Choosing empowerment and healing
Amara began to rebuild by taking responsibility for her own wellbeing. “Recognising our own role in what is happening and empowering ourselves to make the shift towards health and wellbeing has to come from ourselves.”
She learned that healing meant accountability and compassion. “Empowering ourselves and staying accountable for our behaviours, our actions, our feelings — that’s a really important step. That was what kind of helped me.”Now, she has found peace and stability. “I have so much emotional and physical safety right now — and peace. Me and my partner have that together.”
Rebuilding relationships and setting boundaries
As she healed, Amara started to open up to connections that once felt impossible. “I’m now able to explore relationships with other people that I couldn’t before because of the dysfunction in my family.”
It hasn’t been easy, and she’s had to make hard choices. “There has also been loss because some people don’t understand the decisions I’ve made or the boundaries that I have. Anyone not seeking to understand what I’m experiencing — I just don’t invest any time or energy in.”
But with that came new connections and gratitude. “I’ve gained relationships with people I wasn’t able to engage with before, and I’m so grateful for that. I feel like I’m in a really autonomous place — a free one, a safe one, and a peaceful one.”

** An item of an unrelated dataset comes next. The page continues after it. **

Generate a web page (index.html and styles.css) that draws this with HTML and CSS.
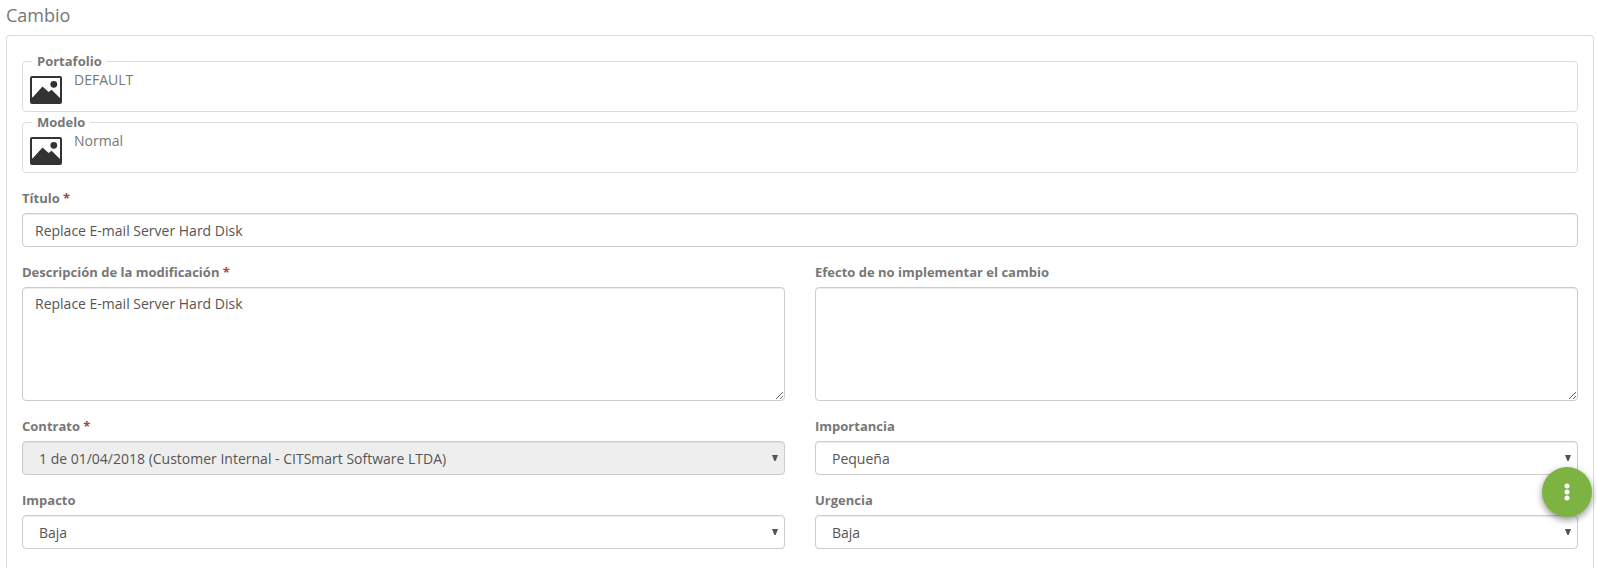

Holding gratitude while letting go
Amara doesn’t feel resentment — only clarity. “The gratitude that I have for my parents and everything they have done, and the good things they did do, is really important for me.”

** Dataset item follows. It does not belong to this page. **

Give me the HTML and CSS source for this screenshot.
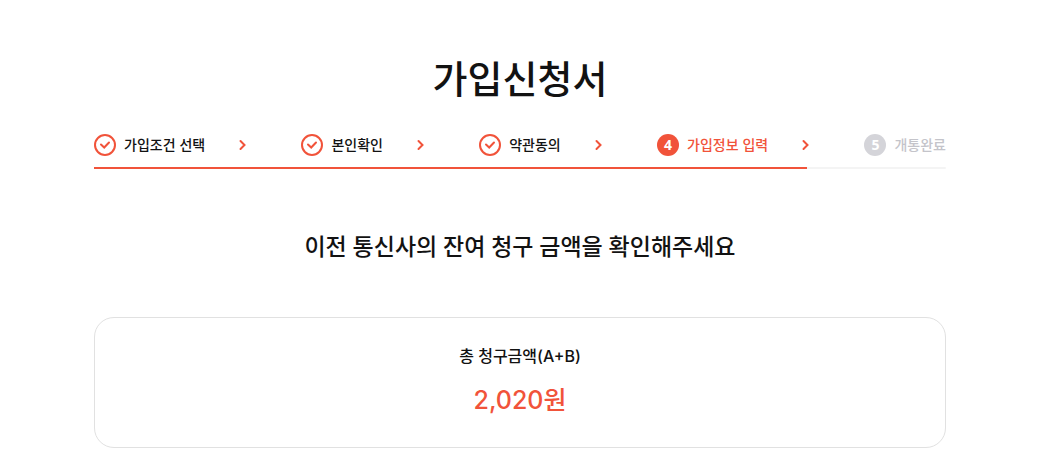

People often misunderstand that balance. “When I tell them I’m not in contact with my parents, their assumption is I’m resentful or angry. But I don’t have anything to forgive my parents for — that’s not the reason I’m not in contact with them. It really confuses people.”
For her, gratitude doesn’t mean endurance. “Being grateful doesn’t mean just continuing to endure things. Holding gratitude, and speaking about that, is important for me — to remind people that I can see the wonderful things my parents have done, and the complexity that comes from being a first-generation immigrant and raising a child while carrying your own traumas.”
Her message to others
Amara’s journey has brought her to a place of peace and purpose. “Finding that balance between being the child of that, but not continuing those cycles — just knowing that those circumstances don’t have to define who you are.”
Her message is simple but powerful. “It’s okay to ask for help. To tell someone external. To know that you’re worthy of love, that you can heal, that you can find peace — that there is hope.”